Mind Your Own Business: Management Consultancy

Rise up, yes you. Don’t dwell on the ditch you’re in. You have to get yourself up from the quicksand of confusion and disorientation. Stand up and start from where you are and move on from there. Mind your own business. Some, if not most of us don’t start out well in life. It takes time and sometimes longer than we imagine, while some may think that what they have pursued in college and at work is not what they truly want. Sounds familiar? Well, I’ve been there on that so-called ditch or ditches in life on my way to creating my management consultancy firm and minding my own business.

12 Pathways to Power

What we don’t know from the experiences and challenges we go through life is that these life experiences could work for our advantage and we can create something significant that will make an impact not only for us but for the people around us. It is those life experiences whether personal or in business, that may seem not right which sharpens are acuity or perception and equip us on taking the variables in business and life in general. These life experiences also help me in my management consultancy business, not just the successes but also the failures.

At first, you might see my credentials on this website as outstanding such as my academic achievements being a CPA, a certified management consultant and having an MBA from one of the most prestigious graduate business schools in the Philippines and from a highly respected Jesuit institution. Besides not all graduates of accountancy become CPAs and around 80 percent of the candidates yearly who took the board exam, fail and never get to realize their dream of becoming a CPA. But if you will know the underlying reason how I achieved such academic status that makes it easier for me to put up my management consultancy, it all came out anything but easy and far from being gifted, as most of us would be inclined to think.

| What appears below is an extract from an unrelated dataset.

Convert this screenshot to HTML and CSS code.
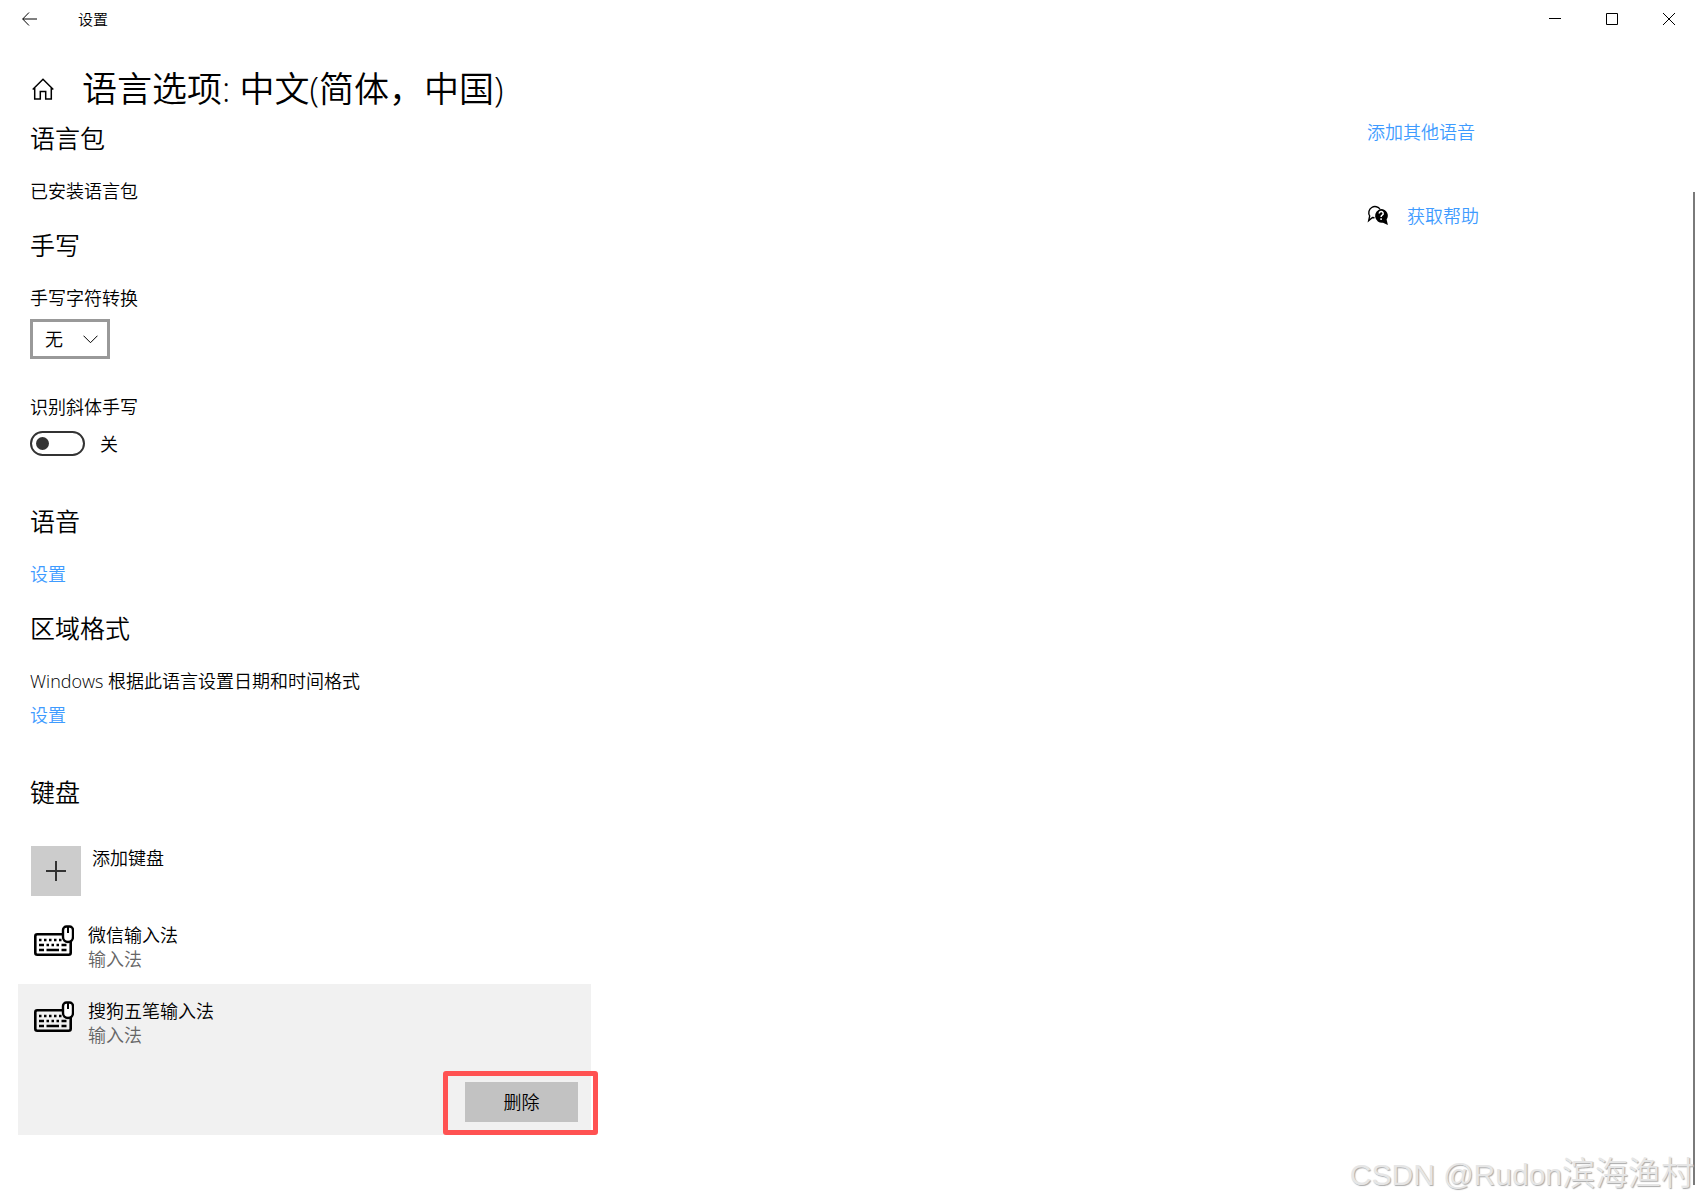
FILE: index.html
```html
<!DOCTYPE html>
<html lang="zh-CN">
<head>
    <meta charset="UTF-8">
    <meta name="viewport" content="width=device-width, initial-scale=1.0">
    <title>设置</title>
    <link rel="stylesheet" href="styles.css">
</head>
<body>
    <svg class="sprite" aria-hidden="true">
        <symbol id="icon-keyboard" viewBox="0 0 40 32">
            <rect x="1.300" y="9.200" width="35.400" height="20.600" rx="2" fill="none" stroke="currentColor" stroke-width="2.600"/>
            <path d="M5 15h2.500M10 15h2.500M15 15h2.500M20 15h2.500M25 15h2.500M5 20h5M12.500 20h2.500M17.500 20h2.500M22.500 20h2.500M27.500 20h5M5 25h5M12.500 25h12.500M27.500 25h5" fill="none" stroke="currentColor" stroke-width="2.300"/>
            <path class="mouse" d="M29 5a3.500 3.500 0 0 1 3.500-3.500h3a3.500 3.500 0 0 1 3.500 3.500v7a5 5 0 0 1-10 0z" stroke="currentColor" stroke-width="2.400"/>
            <path d="M34 1v7" fill="none" stroke="currentColor" stroke-width="2"/>
        </symbol>
    </svg>

    <header class="titlebar">
        <button class="back" type="button" aria-label="返回">
            <svg width="16" height="14" viewBox="0 0 16 14"><path d="M7 .5.7 7 7 13.500M.7 7H15"/></svg>
        </button>
        <span class="window-title">设置</span>
        <div class="window-buttons">
            <button type="button" aria-label="最小化">
                <svg width="12" height="12" viewBox="0 0 12 12"><path d="M0 5.500h12"/></svg>
            </button>
            <button type="button" aria-label="最大化">
                <svg width="12" height="12" viewBox="0 0 12 12"><path d="M.5.5h11v11H.5z"/></svg>
            </button>
            <button type="button" aria-label="关闭">
                <svg width="12" height="12" viewBox="0 0 12 12"><path d="M0 0l12 12M12 0L0 12"/></svg>
            </button>
        </div>
    </header>

    <div class="page-title">
        <a class="home" href="#" aria-label="主页">
            <svg width="22" height="22" viewBox="0 0 22 22"><path d="M.7 11.500 11 1.200l10.300 10.300M2.700 9.800V21h5.600v-7.500h5.400V21h5.600V9.800"/></svg>
        </a>
        <h1>语言选项: 中文(简体，中国)</h1>
    </div>

    <div class="content">
        <main>
            <section>
                <h2>语言包</h2>
                <p>已安装语言包</p>
            </section>

            <section class="spaced">
                <h2>手写</h2>
                <label for="convert">手写字符转换</label>
                <div class="select">
                    <select id="convert">
                        <option>无</option>
                        <option>简体</option>
                        <option>繁体</option>
                    </select>
                    <svg width="15" height="9" viewBox="0 0 15 9"><path d="M.5.7l7 7 7-7"/></svg>
                </div>
                <label for="cursive">识别斜体手写</label>
                <div class="toggle">
                    <input type="checkbox" id="cursive">
                    <span>关</span>
                </div>
            </section>

            <section>
                <h2>语音</h2>
                <p><a href="#">设置</a></p>
            </section>

            <section class="spaced">
                <h2>区域格式</h2>
                <p>Windows 根据此语言设置日期和时间格式</p>
                <p class="more"><a href="#">设置</a></p>
            </section>

            <section class="keyboards">
                <h2>键盘</h2>
                <button class="add" type="button">
                    <span class="tile">
                        <svg width="20" height="20" viewBox="0 0 20 20"><path d="M10 0v20M0 10h20"/></svg>
                    </span>
                    <span>添加键盘</span>
                </button>
                <ul>
                    <li>
                        <svg class="keyboard" width="40" height="32"><use href="#icon-keyboard"/></svg>
                        <div class="info">
                            <div>微信输入法</div>
                            <div class="kind">输入法</div>
                        </div>
                    </li>
                    <li class="selected">
                        <svg class="keyboard" width="40" height="32"><use href="#icon-keyboard"/></svg>
                        <div class="info">
                            <div>搜狗五笔输入法</div>
                            <div class="kind">输入法</div>
                        </div>
                        <button class="remove" type="button">删除</button>
                    </li>
                </ul>
            </section>
        </main>

        <aside>
            <a href="#">添加其他语音</a>
            <div class="help">
                <svg width="22" height="22" viewBox="0 0 22 22">
                    <path d="M7.500 12.700 5.500 12.500 1.700 15.600 2.700 11A6 6 0 1 1 13.200 4.500" fill="none" stroke="#000" stroke-width="1.400"/>
                    <path d="M14 4a6.700 6.700 0 0 1 5.600 10.500l1.300 5.500-4.900-2.300A6.900 6.900 0 1 1 14 4z"/>
                    <path d="M12.200 8.500a2 2 0 1 1 3 1.700c-.8.5-1.100.8-1.100 1.800M14.100 13.200v1.700" fill="none" stroke="#fff" stroke-width="1.500"/>
                </svg>
                <a href="#">获取帮助</a>
            </div>
        </aside>
    </div>

    <div class="scroll-thumb"></div>
    <div class="watermark"><span>CSDN @Rudon</span>滨海渔村</div>
</body>
</html>
```

FILE: styles.css
```css
* {
    box-sizing: border-box;
}
body {
    position: relative;
    margin: 0;
    min-height: 100vh;
    background-color: #fff;
    color: #000;
    font-family: "Open Sans", "Noto Sans CJK SC", sans-serif;
    font-weight: 350;
    font-size: 18px;
    line-height: 24px;
}
h1, h2, p, ul {
    margin: 0;
    padding: 0;
    font-weight: 350;
}
button, select {
    border: none;
    background: none;
    padding: 0;
    color: inherit;
    font: inherit;
}
a {
    color: #3e9bff;
    text-decoration: none;
}
svg {
    display: block;
    flex-shrink: 0;
}
.sprite {
    position: absolute;
    width: 0;
    height: 0;
}
.titlebar svg, .home svg, .select svg, .tile svg {
    fill: none;
    stroke: #000;
}

/* window chrome */
.titlebar {
    display: flex;
    align-items: center;
    height: 38px;
    font-size: 15px;
}
.back {
    display: flex;
    justify-content: center;
    width: 60px;
}
.window-title {
    margin-left: 18px;
}
.window-buttons {
    display: flex;
    height: 100%;
    margin-left: auto;
    margin-right: 1px;
}
.window-buttons button {
    display: flex;
    justify-content: center;
    align-items: center;
    width: 57px;
}
.page-title {
    display: flex;
    align-items: center;
    gap: 28px;
    padding: 29px 32px 0;
}
.home svg {
    stroke-width: 1.500;
}
h1 {
    font-size: 35px;
    line-height: 44px;
}

.content {
    display: flex;
    justify-content: space-between;
    padding: 11px 0 68px;
}
main {
    width: 591px;
    padding-left: 30px;
}
section {
    margin-bottom: 26px;
}
section.spaced {
    margin-bottom: 49px;
}
h2 {
    margin-bottom: 25px;
    font-size: 25px;
    line-height: 32px;
}
label {
    display: block;
}
.more {
    margin-top: 10px;
}

.select {
    position: relative;
    width: 80px;
    margin: 9px 0 36px;
}
.select select {
    display: block;
    width: 100%;
    height: 40px;
    padding-left: 12px;
    border: 3px solid #999;
    appearance: none;
}
.select svg {
    position: absolute;
    top: 16px;
    right: 12px;
    pointer-events: none;
}
.toggle {
    display: flex;
    align-items: center;
    gap: 15px;
    margin-top: 12px;
}
.toggle input {
    display: flex;
    align-items: center;
    width: 55px;
    height: 25px;
    margin: 0;
    padding: 0 4px;
    border: 2px solid #333;
    border-radius: 13px;
    appearance: none;
}
.toggle input::before {
    content: "";
    width: 13px;
    height: 13px;
    border-radius: 50%;
    background-color: #333;
}
.toggle input:checked {
    justify-content: flex-end;
}

.keyboards {
    margin-bottom: 0;
}
.keyboards h2 {
    margin-bottom: 38px;
}
.add {
    display: flex;
    gap: 11px;
    margin-left: 1px;
}
.tile {
    display: flex;
    justify-content: center;
    align-items: center;
    width: 50px;
    height: 50px;
    background-color: #ccc;
}
.tile svg {
    stroke-width: 2;
    stroke: #333;
}
.keyboards ul {
    margin: 12px 0 0 -12px;
    list-style: none;
}
.keyboards li {
    display: flex;
    flex-wrap: wrap;
    column-gap: 14px;
    padding: 15px 13px 13px 16px;
}
.selected {
    background-color: #f1f1f1;
}
.keyboard {
    margin-top: 2px;
}
.mouse {
    fill: #fff;
}
.info {
    flex: 1 1 400px;
}
.kind {
    color: #666;
}
.remove {
    position: relative;
    width: 113px;
    height: 40px;
    margin: 35px 0 0 auto;
    background-color: #c2c2c2;
}
/* red marker frame around the button */
.remove::after {
    content: "";
    position: absolute;
    top: -11px;
    right: -20px;
    bottom: -13px;
    left: -22px;
    border: 5px solid #ff5252;
    border-radius: 3px;
}

aside {
    width: 331px;
    margin-top: -2px;
}
.help {
    display: flex;
    align-items: center;
    gap: 18px;
    margin-top: 60px;
}

.scroll-thumb {
    position: absolute;
    top: 192px;
    right: 3px;
    bottom: 19px;
    width: 2px;
    background-color: #7a7a7a;
}
.watermark {
    position: absolute;
    right: 4px;
    bottom: 9px;
    color: #e6e6e6;
    font-family: "Liberation Sans", "Noto Sans CJK SC", sans-serif;
    font-size: 33px;
    line-height: 40px;
    text-shadow: 1px 1px 1px #aaa;
}
.watermark span {
    font-size: 30px;
}
```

At twenty-one or twenty-two years of age, when the average college student is about to graduate or is already a graduate, I don’t even have an inkling if I would become a CPA let alone graduate from college. Having married at the age of twenty-one and with two kids already by twenty-three, I started contemplating going back to school when I reached my twenty-fourth birthday. I re-entered college and took up business administration whilst having a family to feed wherein most of my classmates would think only of themselves and their needs. I didn’t have any idea that I would take up accountancy until I was on my second year. At that stage, I don’t have a hint that I would put up a management consultancy someday but it just led from one thing to another.

I became a CPA at the “tender age” of thirty-one after having some struggles. I was just starting my career in the corporate as a CPA where some of my contemporaries were already settled in their work and profession. But even then, it never occurred to me that they’re way ahead in knowledge and experience and that I should be inferior to them because they started early. I simply minded my own business and learned the ropes of corporate life as fast as I can and experiencing success and failures along the way. Little did I know that these experiences would become my armaments for putting up my own management consultancy firm.

Corporate life didn’t come of easy either. There was a time in my career where I jumped from one company to the next. Although this was not my first few times to work after becoming a CPA since I started out as a salesman in my early twenties until my mid-twenties, the adjustment and nuances on the field of my profession made it a lot complex than I thought. It’s the language of business as they say, and you must communicate it with clarity. Even the changing of jobs and position then was vital for my growth and it was not wasted in the final analysis. It was simply preparing me for a new challenge which eventually led me to putting up my management consultancy.

In retrospect, there is no such thing as a “wasted effort” if we know how to see it in a different light. We may start out with a job we hate, and that cannot be denied, but if we know how to connect the dots and integrate, we will find out that it is part of the puzzle where its parts have different shapes but is vital to one another. My experiences as a salesman and as an accountant may seem disconnected, since the former deals with the relationship with people and adapting to a lot of variances on whether they will buy the product or services, while the other one works best in a solitary environment that needs to perform with precision and avoids variances. These experiences actually work in my favor now that I chose to have my management consultancy business wherein I have to build relationships with my clients (the sales part) and perform an engagement with them in a precise manner (accounting training).

Whereas others may have it all “figured” out at the beginning, it doesn’t always work for their advantage. As they may, later in life, find the things they have been doing since the start of their career become boring and does not pose a worthy challenge that will make their wits sharper. They might be hesitant to start another career because they have been used to their job which already became the source of their identity and becomes monotonous and so they will retire not having experience the limits of their potentials and possibilities, unbeknownst that the biggest risk in business and in life is not taking any risk at all.


A life spent making mistakes is not only more honorable, but more useful than a life spent doing nothing.